The whole process is mathematically elegant, efficient, and avoids high-dimensional computation.
That’s the beauty of the kernel trick—a smart mathematical workaround that gives us powerful results with lower cost .
Mathematics of SVM – Understanding Constrained Optimization
To understand the mathematics behind Support Vector Machines (SVM), we first need to grasp constrained optimization.
Optimization Recap
In previous topics like Linear Regression and Logistic Regression, we also solved optimization problems. There, the goal was to minimize a loss function by finding the best values for the model's coefficients (like weights or betas). For example :
In linear regression : minimize the mean squared error.
In logistic regression : minimize the log-loss.
This involves using methods like OLS or gradient descent, and we often calculate derivatives to find the optimal values that minimize the loss.
What is Constrained Optimization ?
In constrained optimization, the objective remains the same (minimize or maximize a function), but now there's a condition (called a constraint) that must be satisfied.
This makes the problem harder : we can't just minimize any function—we have to find a minimum within a feasible region defined by the constraint.
SVM's Constrained Optimization Problem
SVM tries to find the optimal hyperplane that separates two classes. Mathematically, it tries to :

Here :
A , B , C define the hyperplane (decision boundary).
ξᵢ are slack variables (they allow some misclassifications).
The constraint ensures that all points lie on the correct side of the margin or have a penalty via ξᵢ .
The goal is to minimize the margin width and penalty for misclassification together.
A Simple Constrained Optimization Example
To understand constrained optimization intuitively, consider the problem :

This means : find the values of x and y that maximize x²y, but only among those that satisfy the constraint x² + y² = 1 .
Invalid Example :
If you choose x = 5 , y = 7, then :
x² + y² = 25 + 49 = 74 (does not satisfy the constraint)
So these values are not allowed.
Valid Example :

This is a valid solution—it satisfies the constraint and gives a function value.
The challenge is that there are many combinations of x and y that satisfy the constraint. The goal is to find the one that gives the maximum value for the objective function while still satisfying the constraint.
Summary
Unconstrained optimization : minimize the function freely.
Constrained optimization : minimize (or maximize) the function but within limits.
SVM uses constrained optimization to find the best separating hyperplane while penalizing misclassifications using slack variables.
Geometric Intuition Behind Constrained Optimization (Foundation for SVM)
In Support Vector Machines (SVM), optimization under constraints is central. To build strong intuition for how this works, let’s begin with a simpler constrained optimization problem and visualize it geometrically. This will help us understand why SVM’s objective (maximizing margin subject to constraints) is formulated the way it is.
The Problem Setup
We are given the following optimization problem :

Let’s unpack this :
The objective function f(x , y) = x²y is what we want to maximize.
The constraint x² + y² = 1 restricts the values that x and y can take — only points that lie on the unit circle in the xy-plane are allowed.
Step 1 : Visualizing the Objective Function in 3D
Since f(x,y) is a function of two variables, it forms a 3D surface in space. We can imagine this as a “hill” or “valley” depending on the shape of the function. Each point on the surface has coordinates (x,y,z) , where z = x²y .
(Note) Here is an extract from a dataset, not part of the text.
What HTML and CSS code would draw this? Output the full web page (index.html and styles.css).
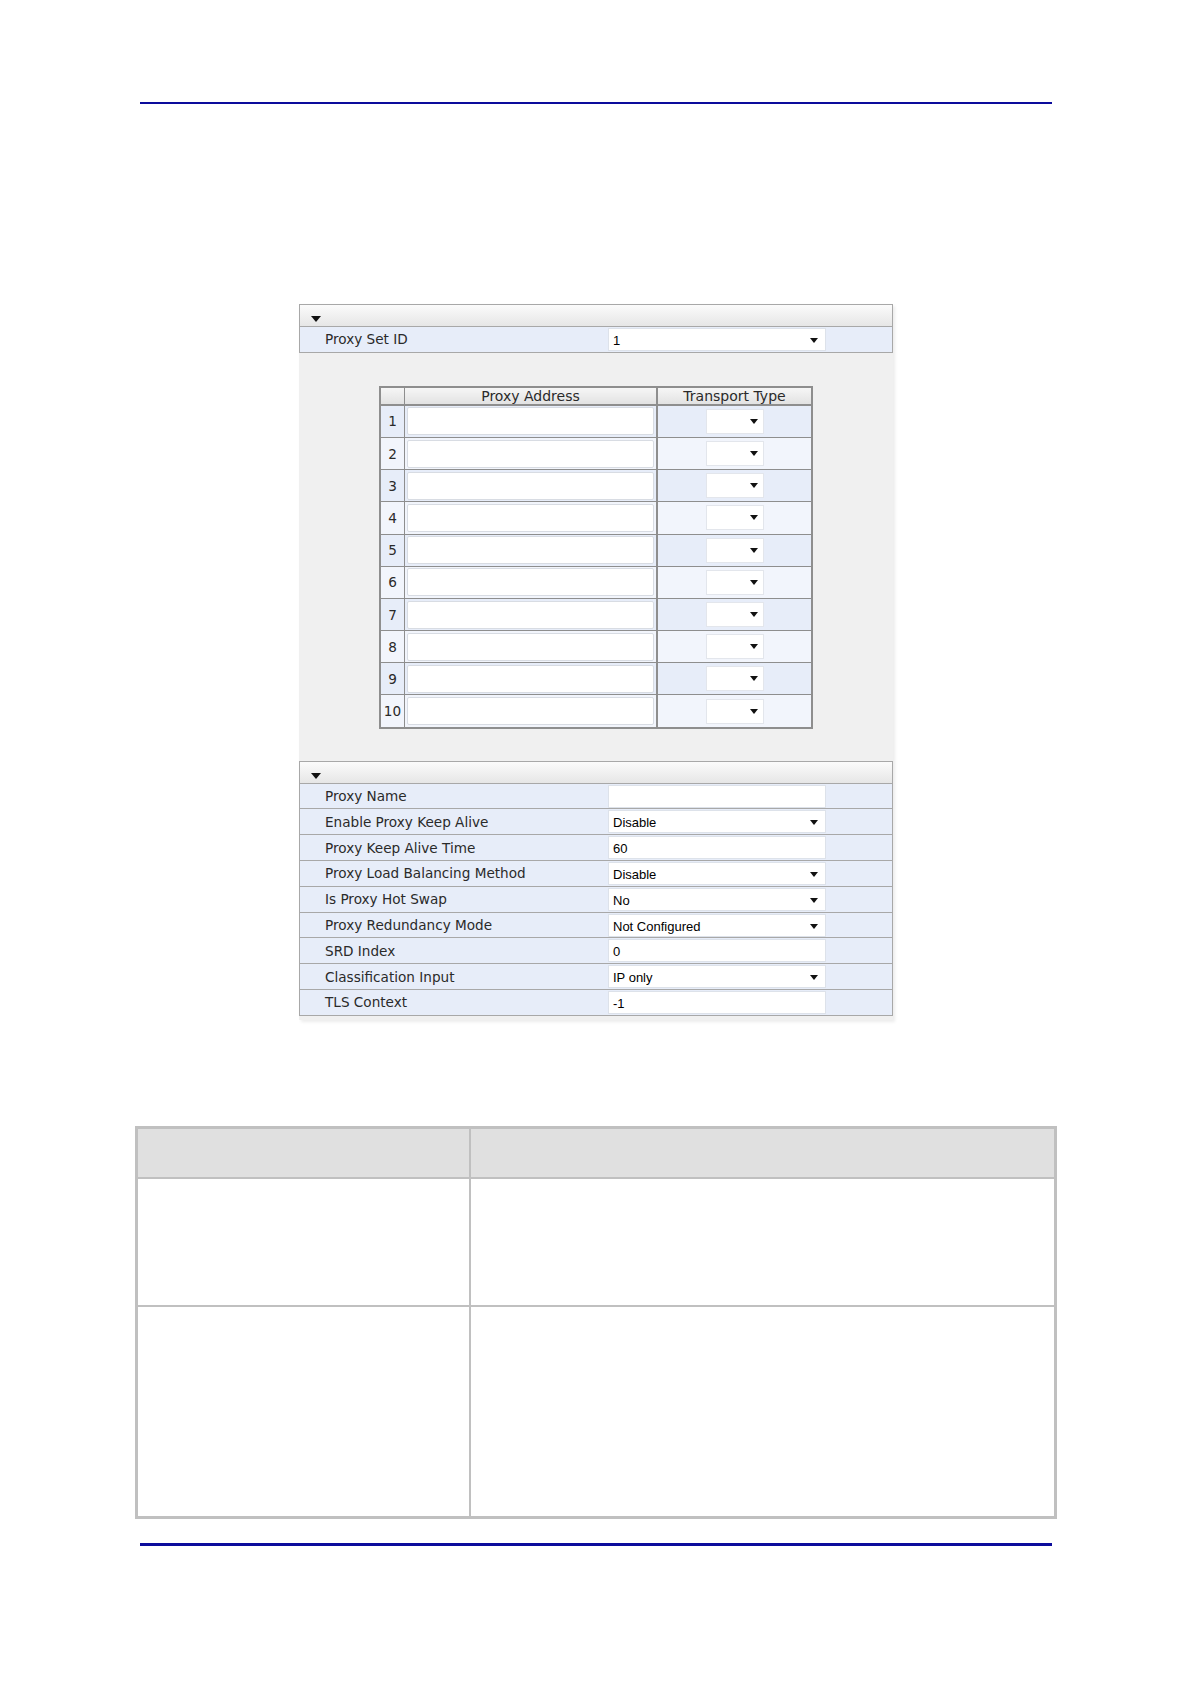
FILE: index.html
```html
<!DOCTYPE html>
<html lang="en">
  <head>
    <meta charset="UTF-8" />
    <title>Proxy Sets Table</title>
    <link rel="stylesheet" href="styles.css">
  </head>
  <body>
    <div class="page">
      <div class="rule-top"></div>

      <div class="form-area">
        <!-- Proxy set selector -->
        <div class="panel">
          <div class="panel-head"><span class="caret"></span></div>
          <div class="panel-row">
            <span class="label">Proxy Set ID</span>
            <span class="select">1<span class="arrow"></span></span>
          </div>
        </div>

        <div class="address-wrap">
          <table class="address-table">
            <thead>
              <tr>
                <th class="idx"></th>
                <th class="addr">Proxy Address</th>
                <th class="trans">Transport Type</th>
              </tr>
            </thead>
            <tbody id="addressRows"></tbody>
          </table>
        </div>

        <!-- Proxy set parameters -->
        <div class="panel">
          <div class="panel-head"><span class="caret"></span></div>
          <div class="panel-row"><span class="label">Proxy Name</span><span class="field"></span></div>
          <div class="panel-row"><span class="label">Enable Proxy Keep Alive</span><span class="select">Disable<span class="arrow"></span></span></div>
          <div class="panel-row"><span class="label">Proxy Keep Alive Time</span><span class="field">60</span></div>
          <div class="panel-row"><span class="label">Proxy Load Balancing Method</span><span class="select">Disable<span class="arrow"></span></span></div>
          <div class="panel-row"><span class="label">Is Proxy Hot Swap</span><span class="select">No<span class="arrow"></span></span></div>
          <div class="panel-row"><span class="label">Proxy Redundancy Mode</span><span class="select">Not Configured<span class="arrow"></span></span></div>
          <div class="panel-row"><span class="label">SRD Index</span><span class="field">0</span></div>
          <div class="panel-row"><span class="label">Classification Input</span><span class="select">IP only<span class="arrow"></span></span></div>
          <div class="panel-row"><span class="label">TLS Context</span><span class="field">-1</span></div>
        </div>
      </div>

      <table class="param-table">
        <tr class="param-head"><th class="col-a"></th><th></th></tr>
        <tr class="param-r1"><td></td><td></td></tr>
        <tr class="param-r2"><td></td><td></td></tr>
      </table>

      <div class="rule-bottom"></div>
    </div>

    <script>
      // build the 10 proxy address rows
      const rows = document.getElementById("addressRows");
      for (let i = 1; i <= 10; i++) {
        const tr = document.createElement("tr");
        tr.className = i % 2 === 1 ? "odd" : "even";
        tr.innerHTML =
          '<td class="idx">' + i + '</td>' +
          '<td class="addr"><span class="addr-input"></span></td>' +
          '<td class="trans"><span class="mini-select"><span class="arrow"></span></span></td>';
        rows.appendChild(tr);
      }
    </script>
  </body>
</html>
```

FILE: styles.css
```css
body {
  margin: 0;
  background-color: #ffffff;
  font-family: "DejaVu Sans", Verdana, sans-serif;
  color: #222;
}

.page {
  width: 1191px;
  padding-top: 102px;
  padding-bottom: 130px;
}

.rule-top {
  margin-left: 140px;
  width: 912px;
  border-top: 2px solid #0c0c9c;
}

.form-area {
  margin: 200px 0 0 299px;
  width: 594px;
  background-color: #f0f0f0;
  padding-bottom: 4px;
  box-shadow: 2px 2px 3px rgba(0, 0, 0, 0.08);
}

.panel {
  border: 1px solid #a8a8a8;
  background-color: #e7edf9;
}

.panel-head {
  height: 21px;
  background: linear-gradient(#fbfbfb, #e6e6e6);
  border-bottom: 1px solid #a8a8a8;
  position: relative;
}

.caret {
  position: absolute;
  left: 11px;
  top: 11px;
  border-left: 5px solid transparent;
  border-right: 5px solid transparent;
  border-top: 6px solid #111;
}

.panel-row {
  display: flex;
  align-items: center;
  height: 24.8px;
  border-bottom: 1px solid #a8a8a8;
}

.panel-row:last-child {
  border-bottom: none;
}

.label {
  width: 283px;
  padding-left: 25px;
  font-size: 13.6px;
  color: #2a2a2a;
}

.field,
.select {
  position: relative;
  box-sizing: border-box;
  width: 218px;
  height: 23px;
  line-height: 23px;
  padding-left: 4px;
  background-color: #fff;
  border: 1px solid #dde2ea;
  font-family: "Liberation Sans", Arial, sans-serif;
  font-size: 13px;
  color: #000;
}

.arrow {
  position: absolute;
  right: 7px;
  top: 9px;
  border-left: 4px solid transparent;
  border-right: 4px solid transparent;
  border-top: 5px solid #111;
}

.address-wrap {
  display: flex;
  justify-content: center;
  padding: 33px 0 32px;
}

.address-table {
  border-collapse: collapse;
  border: 2px solid #8e8e8e;
  font-size: 13.6px;
  color: #2a2a2a;
}

.address-table th {
  height: 15px;
  font-size: 14px;
  font-weight: normal;
  background: linear-gradient(#f6f6f6, #e2e2e2);
  border: 1px solid #8e8e8e;
  border-bottom: 2px solid #8e8e8e;
  padding: 0;
}

.address-table td {
  height: 31.2px;
  padding: 0;
  border-bottom: 1px solid #8e8e8e;
}

.address-table .idx {
  width: 23px;
  text-align: center;
  border-right: 1px solid #8e8e8e;
}

.address-table .addr {
  width: 251px;
  border-right: 2px solid #8e8e8e;
}

.address-table .trans {
  width: 153px;
  text-align: center;
}

.address-table tr.odd td {
  background-color: #e7edf9;
}

.address-table tr.even td {
  background-color: #f2f5fc;
}

.addr-input {
  display: block;
  height: 26px;
  margin: 0 2px;
  background-color: #fff;
  border: 1px solid #d8dce3;
  border-radius: 2px;
}

.mini-select {
  position: relative;
  display: inline-block;
  vertical-align: middle;
  width: 56px;
  height: 23px;
  background-color: #fff;
  border: 1px solid #e3e6ec;
}

.mini-select .arrow {
  right: 5px;
  top: 9px;
}

.param-table {
  margin: 106px 0 0 135px;
  width: 922px;
  border-collapse: collapse;
  border: 3px solid #c0c0c0;
}

.param-table th,
.param-table td {
  border: 2px solid #c0c0c0;
  padding: 0;
}

.param-table .col-a {
  width: 331px;
}

.param-head th {
  height: 48px;
  background-color: #e0e0e0;
}

.param-r1 td {
  height: 126px;
}

.param-r2 td {
  height: 209px;
}

.rule-bottom {
  margin: 24px 0 0 140px;
  width: 912px;
  border-top: 3px solid #0c0c9c;
}
```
This surface bends and curves depending on the values of x and y. Some parts rise above the plane (positive z), some dip below (negative z), depending on the sign and magnitude of y.
Step 2 : Visualizing the Constraint — The Unit Circle
The constraint x² + y² = 1 defines a circle in the xy-plane. We are only allowed to pick points on this circle when choosing x and y.
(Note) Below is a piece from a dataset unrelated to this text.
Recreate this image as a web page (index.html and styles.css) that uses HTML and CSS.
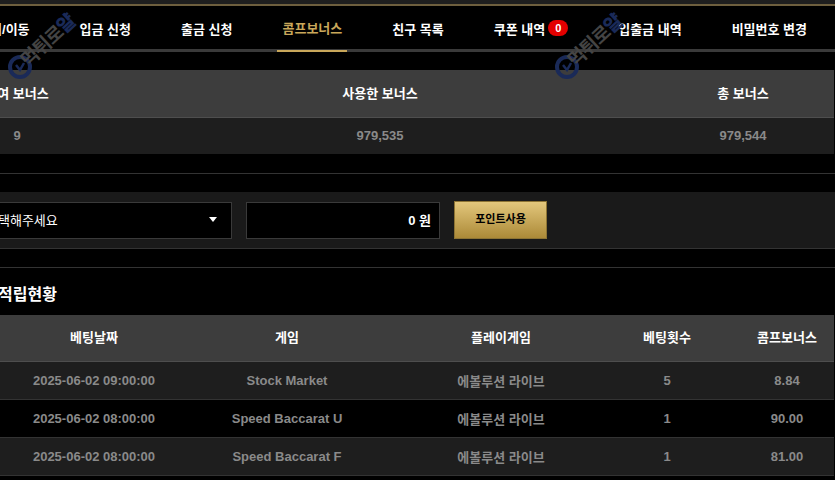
FILE: index.html
```html
<!DOCTYPE html>
<html lang="ko">
<head>
<meta charset="utf-8">
<title>콤프보너스</title>
<link rel="stylesheet" href="styles.css">
</head>
<body>
<div id="topbar"></div>
<ul id="nav">
    <li>머니/이동</li>
    <li>입금 신청</li>
    <li>출금 신청</li>
    <li class="selected">콤프보너스</li>
    <li>친구 목록</li>
    <li>쿠폰 내역 <span class="badge">0</span></li>
    <li>입출금 내역</li>
    <li>비밀번호 변경</li>
</ul>

<div id="container">
    <table class="summary">
        <tr>
            <th>잔여 보너스</th>
            <th>사용한 보너스</th>
            <th>총 보너스</th>
        </tr>
        <tr>
            <td>9</td>
            <td>979,535</td>
            <td>979,544</td>
        </tr>
    </table>

    <div class="rule first"></div>

    <div class="useform">
        <div class="select">
            <span>선택해주세요</span>
            <i class="arrow"></i>
        </div>
        <div class="amount">0 원</div>
        <div class="btn">포인트사용</div>
    </div>

    <div class="rule second"></div>

    <h3 class="title">적립현황</h3>

    <table class="history">
        <colgroup>
            <col class="c0"><col class="c1"><col class="c2"><col class="c3"><col class="c4"><col class="c5">
        </colgroup>
        <tr>
            <th></th>
            <th>베팅날짜</th>
            <th>게임</th>
            <th>플레이게임</th>
            <th>베팅횟수</th>
            <th>콤프보너스</th>
        </tr>
        <tr class="odd">
            <td></td>
            <td>2025-06-02 09:00:00</td>
            <td>Stock Market</td>
            <td>에볼루션 라이브</td>
            <td>5</td>
            <td>8.84</td>
        </tr>
        <tr>
            <td></td>
            <td>2025-06-02 08:00:00</td>
            <td>Speed Baccarat U</td>
            <td>에볼루션 라이브</td>
            <td>1</td>
            <td>90.00</td>
        </tr>
        <tr class="odd">
            <td></td>
            <td>2025-06-02 08:00:00</td>
            <td>Speed Baccarat F</td>
            <td>에볼루션 라이브</td>
            <td>1</td>
            <td>81.00</td>
        </tr>
    </table>
</div>

<div class="mark mark1">
    <svg width="26" height="26" viewBox="0 0 26 26">
        <circle cx="13" cy="13" r="10" fill="none" stroke="#1a2a58" stroke-width="4"/>
        <path d="M9 11l4 5 4-7" fill="none" stroke="#1a2a58" stroke-width="2.5"/>
    </svg>
    <div class="marktext">먹튀로<b>얄</b></div>
</div>
<div class="mark mark2">
    <svg width="26" height="26" viewBox="0 0 26 26">
        <circle cx="13" cy="13" r="10" fill="none" stroke="#1a2a58" stroke-width="4"/>
        <path d="M9 11l4 5 4-7" fill="none" stroke="#1a2a58" stroke-width="2.5"/>
    </svg>
    <div class="marktext">먹튀로<b>얄</b></div>
</div>
</body>
</html>
```

FILE: styles.css
```css
* {
    margin: 0;
    padding: 0;
    box-sizing: border-box;
}
li {
    list-style: none;
}
html, body {
    height: 480px;
    overflow: hidden;
    background-color: #000;
}
body {
    position: relative;
    font-family: "Liberation Sans", "Noto Sans CJK KR", sans-serif;
    font-size: 13px;
    font-weight: bold;
    color: #fff;
}

/* top */
#topbar {
    height: 6px;
    background-color: #1e1e1e;
    border-bottom: 2px solid #6e5f3e;
}
#nav {
    display: flex;
    justify-content: flex-end;
    gap: 40px;
    height: 46px;
    padding-right: 23px;
    border-bottom: 3px solid #3a3a3a;
}
#nav li {
    display: flex;
    align-items: center;
    gap: 3px;
    height: 46px;
    padding: 0 5px 2px;
    white-space: nowrap;
}
#nav .selected {
    color: #c9a75a;
    border-bottom: 2px solid #c9a75a;
}
.badge {
    width: 20px;
    height: 16px;
    border-radius: 8px;
    background-color: #e30000;
    font-size: 11px;
    line-height: 16px;
    text-align: center;
}

#container {
    width: 909px;
    margin-left: -74px;
    padding-top: 18px;
}

/* tables */
table {
    width: 908px;
    border-collapse: collapse;
    table-layout: fixed;
}
th {
    height: 47px;
    padding-bottom: 2px;
    background-color: #3d3d3d;
    border-bottom: 1px solid #4e4e4e;
    text-align: center;
}
td {
    height: 38px;
    text-align: center;
    white-space: nowrap;
    color: #8a8a8a;
    border-bottom: 1px solid #333;
}
.summary td {
    height: 37px;
    background-color: #1e1e1e;
    border-bottom: 0;
}
.summary th:nth-child(1), .summary th:nth-child(3) {
    width: 182px;
}
.history th {
    height: 46px;
}
.odd td {
    background-color: #1e1e1e;
}
.c0 { width: 96px; }
.c1 { width: 144px; }
.c2 { width: 242px; }
.c3 { width: 186px; }
.c4 { width: 146px; }
.c5 { width: 94px; }

.rule {
    height: 1px;
    background-color: #333;
}
.rule.first {
    margin-top: 19px;
}
.rule.second {
    margin-top: 18px;
}

/* form */
.useform {
    display: flex;
    align-items: center;
    gap: 14px;
    height: 57px;
    margin-top: 18px;
    padding-left: 55px;
    background-color: #1a1a1a;
    border-bottom: 1px solid #333;
}
.select {
    display: flex;
    align-items: center;
    justify-content: space-between;
    width: 251px;
    height: 37px;
    padding: 0 14px 2px 4px;
    background-color: #000;
    border: 1px solid #3a3a3a;
    font-weight: normal;
}
.arrow {
    width: 0;
    height: 0;
    border-left: 4px solid transparent;
    border-right: 4px solid transparent;
    border-top: 5px solid #fff;
}
.amount {
    width: 194px;
    height: 37px;
    padding-right: 8px;
    background-color: #000;
    border: 1px solid #3a3a3a;
    line-height: 35px;
    text-align: right;
}
.btn {
    width: 93px;
    height: 38px;
    background: linear-gradient(#e3c77c, #ac8a38);
    border: 1px solid #8d7434;
    color: #000;
    font-size: 11px;
    line-height: 35px;
    text-align: center;
}

.title {
    height: 47px;
    padding-left: 72px;
    font-size: 16px;
    line-height: 53px;
}

/* watermark */
.mark {
    position: absolute;
    top: 54px;
    width: 90px;
    height: 30px;
    pointer-events: none;
}
.mark1 {
    left: 7px;
}
.mark2 {
    left: 554px;
}
.marktext {
    position: absolute;
    left: 24px;
    top: -3px;
    width: 76px;
    color: #444;
    font-size: 19px;
    line-height: 20px;
    letter-spacing: -1px;
    white-space: nowrap;
    transform: rotate(-43deg);
    transform-origin: left bottom;
}
.marktext b {
    color: #1a2a58;
}
```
Imagine slicing the 3D surface of the function with a vertical wall that traces this circle. What do we get ?
Step 3 : Mapping the Circle Onto the Surface
Take every point (x, y) on the circle x² + y² = 1 , and plug it into the function f(x,y) =x²y . This gives us a new set of 3D points (x ,y , x²y), which trace out a curve on the surface of the function.

This curve represents all possible function values subject to the constraint. Our task now is to find the highest point on this curve — that’s the solution to our optimization problem.
Step 4 : From 3D Surface to 2D Contour Plot
Working in 3D is hard. To simplify, we often use a contour plot, which is a 2D projection of the 3D surface :
Contour lines represent constant values of f(x,y) (i.e., constant z-levels).
Closer contours mean the function is changing rapidly.
Brighter or more intense regions (e.g., yellow) indicate higher values of z.

On this plot :
The circle shows all valid (x,y) pairs (our constraint).
The contour lines represent increasing or decreasing values of the function.
Step 5 : Interpreting Contours and Constraints Together
Now comes the key idea :
Each contour line represents a fixed value of the function (a specific height).
We want to find the highest contour line that still touches the constraint circle.
Let’s say the yellow area corresponds to a contour line where f(x, y) = 0.2, and it intersects the circle in two places. These points satisfy the constraint and give us a valid z = 0.2.
But what if there's another contour, say z = 0.4, that also intersects the circle ? Then that gives us a better (higher) solution.
Now imagine a contour z = 4 — it might not intersect the circle at all. That means those values of x and y don’t satisfy the constraint .

The highest contour that just touches the constraint is our optimal solution. This is the point at which the gradient of the function is aligned with the gradient of the constraint — a condition formalized by Lagrange multipliers.
Conceptual Summary
The 3D surface of f(x,y) shows how function values change in space.
The constraint circle restricts us to a path along that surface.
By projecting the surface to a 2D contour plot, we visualize the optimization as finding the highest contour that intersects the constraint.
The solution occurs where a contour line is tangent to the constraint curve.
This exact idea — maximizing a quantity under a constraint — is what happens in SVM :
We maximize the margin (analogous to z = f(x,y) )
Subject to classification constraints (analogous to the circle)
Bonus Insight : Symmetry in the Problem
Because both the function f(x, y) = x²y and the constraint x² + y² = 1 are symmetric, we often get more than one optimal point — mirrored across axes. This is not a failure but a feature of the problem’s structure.